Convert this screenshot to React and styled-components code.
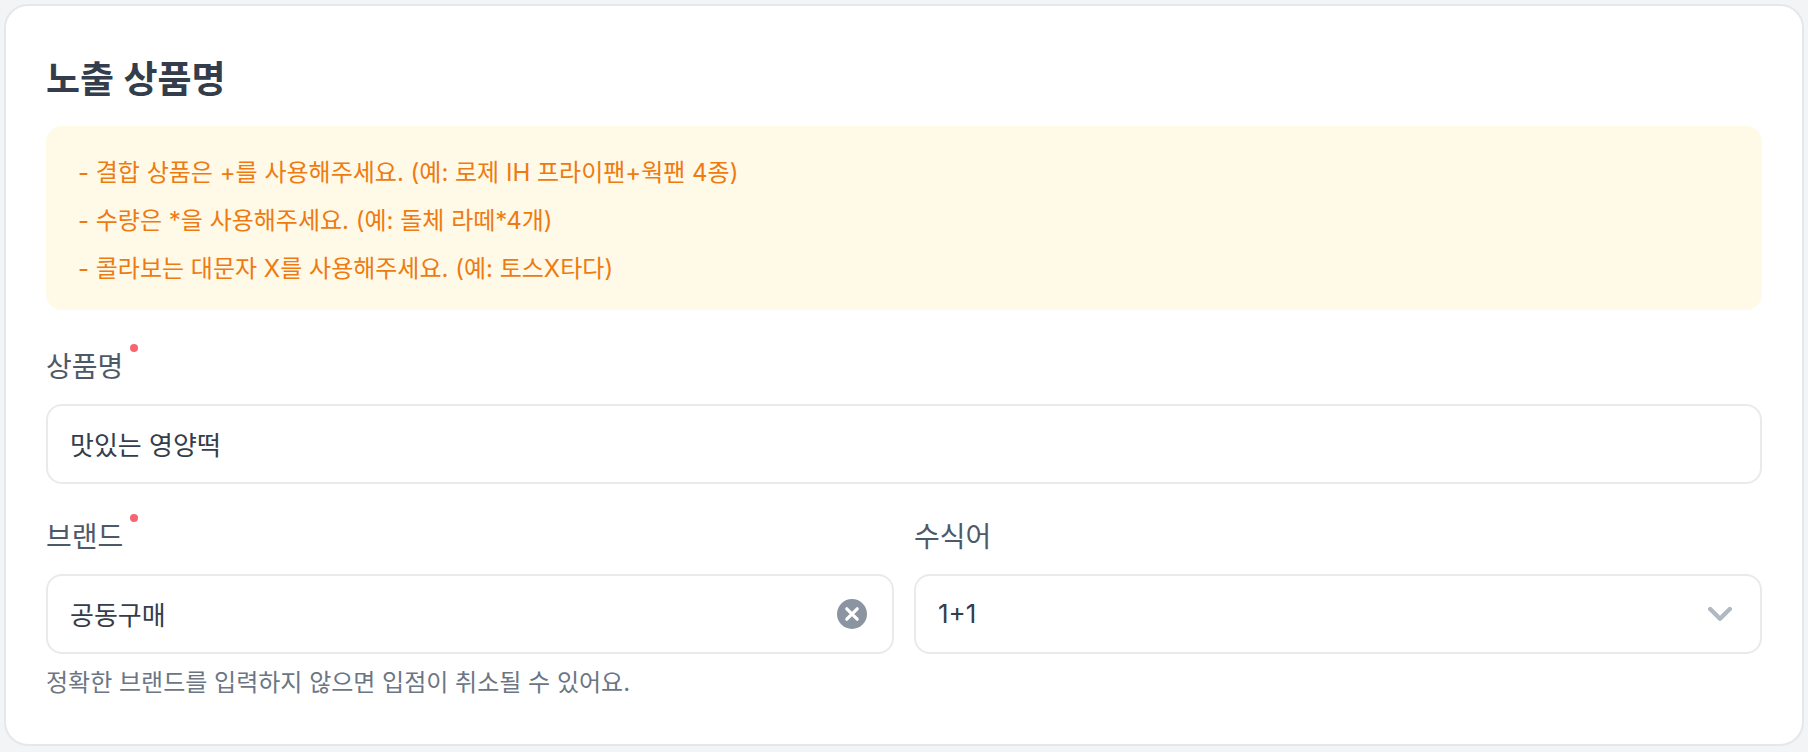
import { useState } from "react"
import styled, { createGlobalStyle } from "styled-components"

export default function App() {
    const [name, setName] = useState("맛있는 영양떡")
    const [brand, setBrand] = useState("공동구매")
    const [modifier, setModifier] = useState("1+1")

    return (
        <>
            <GlobalStyle />
            <Card>
                <Title>노출 상품명</Title>
                <Notice>
                    <li>- 결합 상품은 +를 사용해주세요. (예: 로제 IH 프라이팬+웍팬 4종)</li>
                    <li>- 수량은 *을 사용해주세요. (예: 돌체 라떼*4개)</li>
                    <li>- 콜라보는 대문자 X를 사용해주세요. (예: 토스X타다)</li>
                </Notice>
                <Fields>
                    <Field>
                        <Label htmlFor="name">상품명<Dot /></Label>
                        <Control>
                            <Input id="name" value={name} onChange={(e) => setName(e.target.value)} />
                        </Control>
                    </Field>
                    <Columns>
                        <Field>
                            <Label htmlFor="brand">브랜드<Dot /></Label>
                            <Control>
                                <Input id="brand" value={brand} onChange={(e) => setBrand(e.target.value)} />
                                <ClearButton type="button" aria-label="지우기" onClick={() => setBrand("")}>
                                    <svg width="30" height="30" viewBox="0 0 30 30" fill="none">
                                        <circle cx="15" cy="15" r="15" fill="#8b95a1" />
                                        <path d="M9.8 9.8L20.2 20.2M20.2 9.8L9.8 20.2" stroke="#fff" strokeWidth="3.2" strokeLinecap="round" />
                                    </svg>
                                </ClearButton>
                            </Control>
                            <Help>정확한 브랜드를 입력하지 않으면 입점이 취소될 수 있어요.</Help>
                        </Field>
                        <Field>
                            <Label htmlFor="modifier">수식어</Label>
                            <Control>
                                <Select id="modifier" value={modifier} onChange={(e) => setModifier(e.target.value)}>
                                    <option>1+1</option>
                                </Select>
                                <Arrow width="24" height="16" viewBox="0 0 24 16" fill="none">
                                    <path d="M2.2 3L12 12.8L21.8 3" stroke="#b0b8c1" strokeWidth="4.4" strokeLinecap="round" strokeLinejoin="round" />
                                </Arrow>
                            </Control>
                        </Field>
                    </Columns>
                </Fields>
            </Card>
        </>
    )
}

const GlobalStyle = createGlobalStyle`
    * {
        box-sizing: border-box;
    }
    body {
        margin: 0;
        padding: 4px;
        background-color: #f2f4f6;
        font-family: Inter, "Noto Sans CJK KR", sans-serif;
    }
    input, select, button {
        font-family: inherit;
    }
`

const Card = styled.section`
    padding: 40px;
    border: 2px solid #e5e8eb;
    border-radius: 24px;
    background-color: #fff;
`

const Title = styled.h2`
    margin: 0 0 12px;
    font-size: 37px;
    line-height: 68px;
    font-weight: 600;
    color: #333d4b;
`

const Notice = styled.ul`
    margin: 0 0 34px;
    padding: 23px 32px 17px;
    list-style: none;
    border-radius: 16px;
    background-color: #fff9e7;
    font-size: 24px;
    line-height: 48px;
    color: #ed7b12;
`

const Fields = styled.div`
    display: flex;
    flex-direction: column;
    gap: 30px;
`

const Columns = styled.div`
    display: grid;
    grid-template-columns: 1fr 1fr;
    gap: 20px;
`

const Field = styled.div`
    display: flex;
    flex-direction: column;
`

const Label = styled.label`
    display: flex;
    gap: 7px;
    margin-bottom: 14px;
    font-size: 28px;
    line-height: 46px;
    color: #4e5968;
`

const Dot = styled.span`
    width: 8px;
    height: 8px;
    border-radius: 50%;
    background-color: #f66570;
`

const Control = styled.div`
    position: relative;
    display: flex;
    align-items: center;
    height: 80px;
    border: 2px solid #e9eaec;
    border-radius: 16px;
    background-color: #fff;
`

const Input = styled.input`
    flex: 1;
    min-width: 0;
    height: 100%;
    padding: 0 22px 2px;
    border: 0;
    outline: 0;
    background: none;
    font-size: 26px;
    color: #333d4b;
`

const Select = styled.select`
    flex: 1;
    height: 100%;
    padding: 0 22px 2px;
    border: 0;
    outline: 0;
    appearance: none;
    background: none;
    font-size: 26px;
    color: #333d4b;
`

const ClearButton = styled.button`
    display: flex;
    margin-right: 25px;
    padding: 0;
    border: 0;
    background: none;
    cursor: pointer;
`

const Arrow = styled.svg`
    position: absolute;
    right: 28px;
    pointer-events: none;
`

const Help = styled.p`
    margin: 8px 0 0;
    font-size: 24px;
    line-height: 42px;
    color: #6b7684;
`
* * * * * * *
### [Given instruction]
Exclude every picture and copy the remaining data exactly.

### [Answer]
Convert this screenshot to React and styled-components code.
import { useState } from "react"
import styled, { createGlobalStyle } from "styled-components"

export default function App() {
    const [name, setName] = useState("맛있는 영양떡")
    const [brand, setBrand] = useState("공동구매")
    const [modifier, setModifier] = useState("1+1")

    return (
        <>
            <GlobalStyle />
            <Card>
                <Title>노출 상품명</Title>
                <Notice>
                    <li>- 결합 상품은 +를 사용해주세요. (예: 로제 IH 프라이팬+웍팬 4종)</li>
                    <li>- 수량은 *을 사용해주세요. (예: 돌체 라떼*4개)</li>
                    <li>- 콜라보는 대문자 X를 사용해주세요. (예: 토스X타다)</li>
                </Notice>
                <Fields>
                    <Field>
                        <Label htmlFor="name">상품명<Dot /></Label>
                        <Control>
                            <Input id="name" value={name} onChange={(e) => setName(e.target.value)} />
                        </Control>
                    </Field>
                    <Columns>
                        <Field>
                            <Label htmlFor="brand">브랜드<Dot /></Label>
                            <Control>
                                <Input id="brand" value={brand} onChange={(e) => setBrand(e.target.value)} />
                                <ClearButton type="button" aria-label="지우기" onClick={() => setBrand("")}>
                                    <svg width="30" height="30" viewBox="0 0 30 30" fill="none">
                                        <circle cx="15" cy="15" r="15" fill="#8b95a1" />
                                        <path d="M9.8 9.8L20.2 20.2M20.2 9.8L9.8 20.2" stroke="#fff" strokeWidth="3.2" strokeLinecap="round" />
                                    </svg>
                                </ClearButton>
                            </Control>
                            <Help>정확한 브랜드를 입력하지 않으면 입점이 취소될 수 있어요.</Help>
                        </Field>
                        <Field>
                            <Label htmlFor="modifier">수식어</Label>
                            <Control>
                                <Select id="modifier" value={modifier} onChange={(e) => setModifier(e.target.value)}>
                                    <option>1+1</option>
                                </Select>
                                <Arrow width="24" height="16" viewBox="0 0 24 16" fill="none">
                                    <path d="M2.2 3L12 12.8L21.8 3" stroke="#b0b8c1" strokeWidth="4.4" strokeLinecap="round" strokeLinejoin="round" />
                                </Arrow>
                            </Control>
                        </Field>
                    </Columns>
                </Fields>
            </Card>
        </>
    )
}

const GlobalStyle = createGlobalStyle`
    * {
        box-sizing: border-box;
    }
    body {
        margin: 0;
        padding: 4px;
        background-color: #f2f4f6;
        font-family: Inter, "Noto Sans CJK KR", sans-serif;
    }
    input, select, button {
        font-family: inherit;
    }
`

const Card = styled.section`
    padding: 40px;
    border: 2px solid #e5e8eb;
    border-radius: 24px;
    background-color: #fff;
`

const Title = styled.h2`
    margin: 0 0 12px;
    font-size: 37px;
    line-height: 68px;
    font-weight: 600;
    color: #333d4b;
`

const Notice = styled.ul`
    margin: 0 0 34px;
    padding: 23px 32px 17px;
    list-style: none;
    border-radius: 16px;
    background-color: #fff9e7;
    font-size: 24px;
    line-height: 48px;
    color: #ed7b12;
`

const Fields = styled.div`
    display: flex;
    flex-direction: column;
    gap: 30px;
`

const Columns = styled.div`
    display: grid;
    grid-template-columns: 1fr 1fr;
    gap: 20px;
`

const Field = styled.div`
    display: flex;
    flex-direction: column;
`

const Label = styled.label`
    display: flex;
    gap: 7px;
    margin-bottom: 14px;
    font-size: 28px;
    line-height: 46px;
    color: #4e5968;
`

const Dot = styled.span`
    width: 8px;
    height: 8px;
    border-radius: 50%;
    background-color: #f66570;
`

const Control = styled.div`
    position: relative;
    display: flex;
    align-items: center;
    height: 80px;
    border: 2px solid #e9eaec;
    border-radius: 16px;
    background-color: #fff;
`

const Input = styled.input`
    flex: 1;
    min-width: 0;
    height: 100%;
    padding: 0 22px 2px;
    border: 0;
    outline: 0;
    background: none;
    font-size: 26px;
    color: #333d4b;
`

const Select = styled.select`
    flex: 1;
    height: 100%;
    padding: 0 22px 2px;
    border: 0;
    outline: 0;
    appearance: none;
    background: none;
    font-size: 26px;
    color: #333d4b;
`

const ClearButton = styled.button`
    display: flex;
    margin-right: 25px;
    padding: 0;
    border: 0;
    background: none;
    cursor: pointer;
`

const Arrow = styled.svg`
    position: absolute;
    right: 28px;
    pointer-events: none;
`

const Help = styled.p`
    margin: 8px 0 0;
    font-size: 24px;
    line-height: 42px;
    color: #6b7684;
`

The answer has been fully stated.